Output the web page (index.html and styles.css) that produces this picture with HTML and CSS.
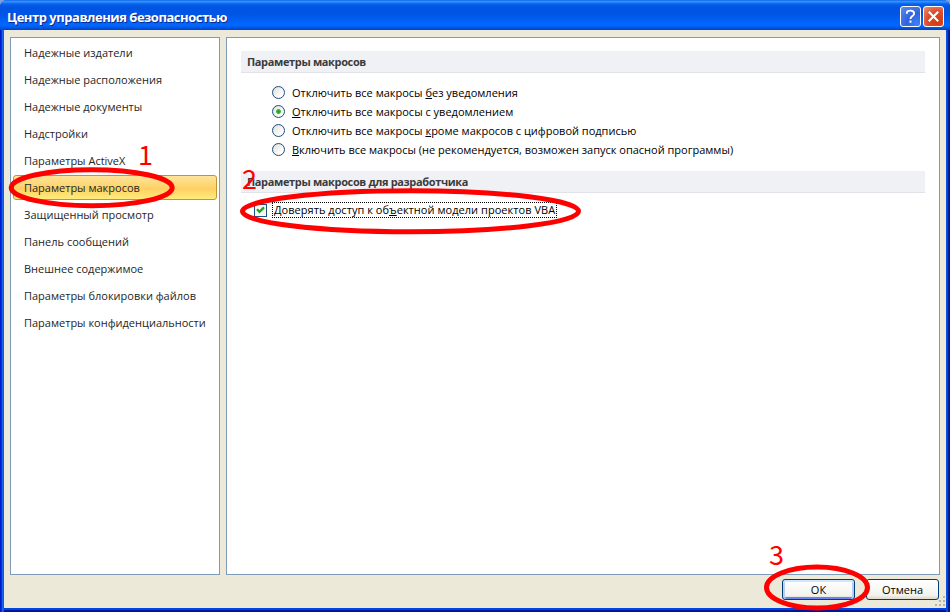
FILE: index.html
```html
<!DOCTYPE html>
<html lang="ru">
<head>
<meta charset="utf-8">
<title>Центр управления безопасностью</title>
<link rel="stylesheet" href="styles.css">
</head>
<body>
<div class="window">
  <header class="titlebar">
    <h1>Центр управления безопасностью</h1>
    <button class="caption help" aria-label="Справка"><svg width="21" height="21" viewBox="0 0 21 21"><path d="M6.5 7.5V6.2C6.5 4.8 8 4 10.4 4s4.1 1 4.1 3.1c0 3-4 2.9-4 6.1M10.5 15v2.4" fill="none" stroke="#fff" stroke-width="2.1"/></svg></button>
    <button class="caption close" aria-label="Закрыть"><svg width="21" height="21" viewBox="0 0 21 21"><path d="M5.3 5.3l10.4 10.4M15.7 5.3L5.3 15.7" stroke="#fff" stroke-width="2.3"/></svg></button>
  </header>
  <div class="client">
    <div class="panes">
      <nav class="sidebar">
        <a><span>Надежные издатели</span></a>
        <a><span>Надежные расположения</span></a>
        <a><span>Надежные документы</span></a>
        <a><span>Надстройки</span></a>
        <a><span>Параметры ActiveX</span></a>
        <a class="selected"><span>Параметры макросов</span></a>
        <a><span>Защищенный просмотр</span></a>
        <a><span>Панель сообщений</span></a>
        <a><span>Внешнее содержимое</span></a>
        <a><span>Параметры блокировки файлов</span></a>
        <a><span>Параметры конфиденциальности</span></a>
      </nav>
      <main class="content">
        <h2>Параметры макросов</h2>
        <div class="options">
          <label><i class="radio"></i><span>Отключить все макросы <u>б</u>ез уведомления</span></label>
          <label><i class="radio on"></i><span><u>О</u>тключить все макросы с уведомлением</span></label>
          <label><i class="radio"></i><span>Отключить все макросы <u>к</u>роме макросов с цифровой подписью</span></label>
          <label><i class="radio"></i><span><u>В</u>ключить все макросы (не рекомендуется, возможен запуск опасной программы)</span></label>
        </div>
        <h2>Параметры макросов для разработчика</h2>
        <label class="check"><i class="box"><svg width="11" height="11" viewBox="0 0 11 11"><path d="M2 4.3l2.5 2.6L9 2.4" fill="none" stroke="#21a121" stroke-width="2.3"/></svg></i><span class="focus">Доверять доступ к об<u>ъ</u>ектной модели проектов VBA</span></label>
      </main>
    </div>
    <footer>
      <button class="btn default">ОК</button>
      <button class="btn">Отмена</button>
    </footer>
  </div>
  <svg class="grip" width="12" height="12" viewBox="0 0 12 12"><path d="M9 1h2M5 5h2M9 5h2M1 9h2M5 9h2M9 9h2" stroke="#b8b4a2" stroke-width="2"/></svg>
</div>
<svg class="marks" width="950" height="612" viewBox="0 0 950 612">
  <g fill="none" stroke="#f00" stroke-width="5">
    <ellipse cx="91.7" cy="187.7" rx="80.5" ry="18"/>
    <ellipse cx="410.5" cy="211.3" rx="168" ry="20.5"/>
    <ellipse cx="817" cy="587.5" rx="50.5" ry="20.5"/>
  </g>
</svg>
<b class="step one">1</b><b class="step two">2</b><b class="step three">3</b>
</body>
</html>
```
FILE: styles.css
```css
* { box-sizing: border-box; }
body { margin: 0; width: 950px; height: 612px; overflow: hidden; position: relative; background: #7f9fe0; font: 11px/15px "Open Sans", sans-serif; color: #000; }
button { font: inherit; color: inherit; padding: 0; }
.window { position: relative; width: 950px; height: 612px; display: flex; flex-direction: column; padding: 0 4px 4px; border-radius: 7px 7px 0 0; overflow: hidden;
  background: linear-gradient(90deg, #0018cc 0, #0018cc 1px, #0831d9 1px, #0831d9 2px, #166aee 2px, #0855dd 4px, transparent 4px, transparent 946px, #0855dd 946px, #0441d8 948px, #001da0 948px, #00138c 950px),
  linear-gradient(#0855dd 0, #0855dd 608px, #0046e4 608px, #0046e4 610px, #00189c 610px, #00138c 612px); }
.titlebar { flex: none; height: 30px; margin: 0 -4px; padding: 2px 6px 0 7px; display: flex; align-items: center; gap: 2px;
  background: linear-gradient(#0058e0 0, #3a93ff 1px, #288eff 2px, #0a60ea 4px, #0054e3 7px, #0055e5 14px, #005ff5 20px, #0068ff 25px, #005df0 27px, #0040c8 30px); }
.titlebar h1 { flex: 1; margin: 0; padding-top: 2px; color: #fff; font: bold 13px/20px "Open Sans", sans-serif; letter-spacing: -.48px; white-space: nowrap; text-shadow: 1px 1px 0 #0b2a8a; }
.caption { width: 21px; height: 21px; border: 1px solid #fff; border-radius: 3px; display: flex; align-items: center; justify-content: center; }
.help { background: radial-gradient(circle at 85% 90%, #3b80ff, #2f62dd 45%, #5f8cf0 100%); }
.close { background: radial-gradient(circle at 70% 75%, #d7390c, #dc4c29 50%, #ee9277 100%); }
.client { flex: 1; display: flex; flex-direction: column; background: #ece9d8; padding: 7px 6px 0; }
.panes { height: 538px; display: flex; gap: 6px; }
.sidebar, .content { background: #fff; border: 1px solid #7f9db9; }
.sidebar { width: 210px; padding: 2px; }
.sidebar a { display: flex; align-items: center; height: 25px; margin-bottom: 2px; padding-left: 10px; border: 1px solid transparent; color: #262626; white-space: nowrap; }
.sidebar .selected { border-color: #c09432; border-radius: 3px; background: linear-gradient(#fee49b 0, #fed878 35%, #fed062 55%, #ffec7c 100%); }
.content { flex: 1; padding: 13px 14px; }
h2 { margin: 0; height: 22px; padding-left: 6px; background: #f0f1f5; border-bottom: 1px solid #e2e3e8; color: #3b3b3b; font: bold 11px/21px "Open Sans", sans-serif; letter-spacing: -.36px; white-space: nowrap; }
.options { padding: 10px 0 12px 31px; height: 98px; }
.options label { display: flex; align-items: center; height: 19px; gap: 7px; white-space: nowrap; }
u { text-decoration-thickness: 1px; text-underline-offset: 1px; text-decoration-skip-ink: none; }
.radio { flex: none; width: 13px; height: 13px; border: 1px solid #1d4c7c; border-radius: 50%; background: linear-gradient(135deg, #dcdcd7, #fff 75%); }
.radio.on { background: radial-gradient(circle, #21a121 0, #35b835 2px, transparent 2.8px), linear-gradient(135deg, #e3e3de, #fff); }
.check { display: flex; align-items: center; gap: 5px; margin: 9px 0 0 13px; height: 16px; letter-spacing: .04px; }
.box { width: 13px; height: 13px; border: 1px solid #1c5180; background: #f7f7f4; display: flex; }
.focus { width: 285px; height: 16px; line-height: 14px; padding-left: 1px; border: 1px dotted #000; white-space: nowrap; }
footer { display: flex; justify-content: flex-end; gap: 11px; padding: 4px 1px 0 0; }
.btn { width: 73px; height: 21px; border: 1px solid #003c74; border-radius: 3px; background: linear-gradient(#fff, #f3f3ee 80%, #dbd8cc); }
.default { box-shadow: inset 0 2px #cee7ff, inset 2px 0 #b7cdf3, inset -2px 0 #b7cdf3, inset 0 -2px #6982ee; }
.grip { position: absolute; right: 4px; bottom: 4px; }
.marks { position: absolute; left: 0; top: 0; }
.step { position: absolute; color: #f00; font: 27px/28px "Noto Sans CJK SC", sans-serif; }
.one { left: 138px; top: 140px; }
.two { left: 242px; top: 164px; }
.three { left: 769px; top: 540px; }
```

§ The exercise
Your task is to reproduce all of the material exactly. The pictures stay out.

§ Answer in full
Output the web page (index.html and styles.css) that produces this picture with HTML and CSS.
FILE: index.html
```html
<!DOCTYPE html>
<html lang="ru">
<head>
<meta charset="utf-8">
<title>Центр управления безопасностью</title>
<link rel="stylesheet" href="styles.css">
</head>
<body>
<div class="window">
  <header class="titlebar">
    <h1>Центр управления безопасностью</h1>
    <button class="caption help" aria-label="Справка"><svg width="21" height="21" viewBox="0 0 21 21"><path d="M6.5 7.5V6.2C6.5 4.8 8 4 10.4 4s4.1 1 4.1 3.1c0 3-4 2.9-4 6.1M10.5 15v2.4" fill="none" stroke="#fff" stroke-width="2.1"/></svg></button>
    <button class="caption close" aria-label="Закрыть"><svg width="21" height="21" viewBox="0 0 21 21"><path d="M5.3 5.3l10.4 10.4M15.7 5.3L5.3 15.7" stroke="#fff" stroke-width="2.3"/></svg></button>
  </header>
  <div class="client">
    <div class="panes">
      <nav class="sidebar">
        <a><span>Надежные издатели</span></a>
        <a><span>Надежные расположения</span></a>
        <a><span>Надежные документы</span></a>
        <a><span>Надстройки</span></a>
        <a><span>Параметры ActiveX</span></a>
        <a class="selected"><span>Параметры макросов</span></a>
        <a><span>Защищенный просмотр</span></a>
        <a><span>Панель сообщений</span></a>
        <a><span>Внешнее содержимое</span></a>
        <a><span>Параметры блокировки файлов</span></a>
        <a><span>Параметры конфиденциальности</span></a>
      </nav>
      <main class="content">
        <h2>Параметры макросов</h2>
        <div class="options">
          <label><i class="radio"></i><span>Отключить все макросы <u>б</u>ез уведомления</span></label>
          <label><i class="radio on"></i><span><u>О</u>тключить все макросы с уведомлением</span></label>
          <label><i class="radio"></i><span>Отключить все макросы <u>к</u>роме макросов с цифровой подписью</span></label>
          <label><i class="radio"></i><span><u>В</u>ключить все макросы (не рекомендуется, возможен запуск опасной программы)</span></label>
        </div>
        <h2>Параметры макросов для разработчика</h2>
        <label class="check"><i class="box"><svg width="11" height="11" viewBox="0 0 11 11"><path d="M2 4.3l2.5 2.6L9 2.4" fill="none" stroke="#21a121" stroke-width="2.3"/></svg></i><span class="focus">Доверять доступ к об<u>ъ</u>ектной модели проектов VBA</span></label>
      </main>
    </div>
    <footer>
      <button class="btn default">ОК</button>
      <button class="btn">Отмена</button>
    </footer>
  </div>
  <svg class="grip" width="12" height="12" viewBox="0 0 12 12"><path d="M9 1h2M5 5h2M9 5h2M1 9h2M5 9h2M9 9h2" stroke="#b8b4a2" stroke-width="2"/></svg>
</div>
<svg class="marks" width="950" height="612" viewBox="0 0 950 612">
  <g fill="none" stroke="#f00" stroke-width="5">
    <ellipse cx="91.7" cy="187.7" rx="80.5" ry="18"/>
    <ellipse cx="410.5" cy="211.3" rx="168" ry="20.5"/>
    <ellipse cx="817" cy="587.5" rx="50.5" ry="20.5"/>
  </g>
</svg>
<b class="step one">1</b><b class="step two">2</b><b class="step three">3</b>
</body>
</html>
```
FILE: styles.css
```css
* { box-sizing: border-box; }
body { margin: 0; width: 950px; height: 612px; overflow: hidden; position: relative; background: #7f9fe0; font: 11px/15px "Open Sans", sans-serif; color: #000; }
button { font: inherit; color: inherit; padding: 0; }
.window { position: relative; width: 950px; height: 612px; display: flex; flex-direction: column; padding: 0 4px 4px; border-radius: 7px 7px 0 0; overflow: hidden;
  background: linear-gradient(90deg, #0018cc 0, #0018cc 1px, #0831d9 1px, #0831d9 2px, #166aee 2px, #0855dd 4px, transparent 4px, transparent 946px, #0855dd 946px, #0441d8 948px, #001da0 948px, #00138c 950px),
  linear-gradient(#0855dd 0, #0855dd 608px, #0046e4 608px, #0046e4 610px, #00189c 610px, #00138c 612px); }
.titlebar { flex: none; height: 30px; margin: 0 -4px; padding: 2px 6px 0 7px; display: flex; align-items: center; gap: 2px;
  background: linear-gradient(#0058e0 0, #3a93ff 1px, #288eff 2px, #0a60ea 4px, #0054e3 7px, #0055e5 14px, #005ff5 20px, #0068ff 25px, #005df0 27px, #0040c8 30px); }
.titlebar h1 { flex: 1; margin: 0; padding-top: 2px; color: #fff; font: bold 13px/20px "Open Sans", sans-serif; letter-spacing: -.48px; white-space: nowrap; text-shadow: 1px 1px 0 #0b2a8a; }
.caption { width: 21px; height: 21px; border: 1px solid #fff; border-radius: 3px; display: flex; align-items: center; justify-content: center; }
.help { background: radial-gradient(circle at 85% 90%, #3b80ff, #2f62dd 45%, #5f8cf0 100%); }
.close { background: radial-gradient(circle at 70% 75%, #d7390c, #dc4c29 50%, #ee9277 100%); }
.client { flex: 1; display: flex; flex-direction: column; background: #ece9d8; padding: 7px 6px 0; }
.panes { height: 538px; display: flex; gap: 6px; }
.sidebar, .content { background: #fff; border: 1px solid #7f9db9; }
.sidebar { width: 210px; padding: 2px; }
.sidebar a { display: flex; align-items: center; height: 25px; margin-bottom: 2px; padding-left: 10px; border: 1px solid transparent; color: #262626; white-space: nowrap; }
.sidebar .selected { border-color: #c09432; border-radius: 3px; background: linear-gradient(#fee49b 0, #fed878 35%, #fed062 55%, #ffec7c 100%); }
.content { flex: 1; padding: 13px 14px; }
h2 { margin: 0; height: 22px; padding-left: 6px; background: #f0f1f5; border-bottom: 1px solid #e2e3e8; color: #3b3b3b; font: bold 11px/21px "Open Sans", sans-serif; letter-spacing: -.36px; white-space: nowrap; }
.options { padding: 10px 0 12px 31px; height: 98px; }
.options label { display: flex; align-items: center; height: 19px; gap: 7px; white-space: nowrap; }
u { text-decoration-thickness: 1px; text-underline-offset: 1px; text-decoration-skip-ink: none; }
.radio { flex: none; width: 13px; height: 13px; border: 1px solid #1d4c7c; border-radius: 50%; background: linear-gradient(135deg, #dcdcd7, #fff 75%); }
.radio.on { background: radial-gradient(circle, #21a121 0, #35b835 2px, transparent 2.8px), linear-gradient(135deg, #e3e3de, #fff); }
.check { display: flex; align-items: center; gap: 5px; margin: 9px 0 0 13px; height: 16px; letter-spacing: .04px; }
.box { width: 13px; height: 13px; border: 1px solid #1c5180; background: #f7f7f4; display: flex; }
.focus { width: 285px; height: 16px; line-height: 14px; padding-left: 1px; border: 1px dotted #000; white-space: nowrap; }
footer { display: flex; justify-content: flex-end; gap: 11px; padding: 4px 1px 0 0; }
.btn { width: 73px; height: 21px; border: 1px solid #003c74; border-radius: 3px; background: linear-gradient(#fff, #f3f3ee 80%, #dbd8cc); }
.default { box-shadow: inset 0 2px #cee7ff, inset 2px 0 #b7cdf3, inset -2px 0 #b7cdf3, inset 0 -2px #6982ee; }
.grip { position: absolute; right: 4px; bottom: 4px; }
.marks { position: absolute; left: 0; top: 0; }
.step { position: absolute; color: #f00; font: 27px/28px "Noto Sans CJK SC", sans-serif; }
.one { left: 138px; top: 140px; }
.two { left: 242px; top: 164px; }
.three { left: 769px; top: 540px; }
```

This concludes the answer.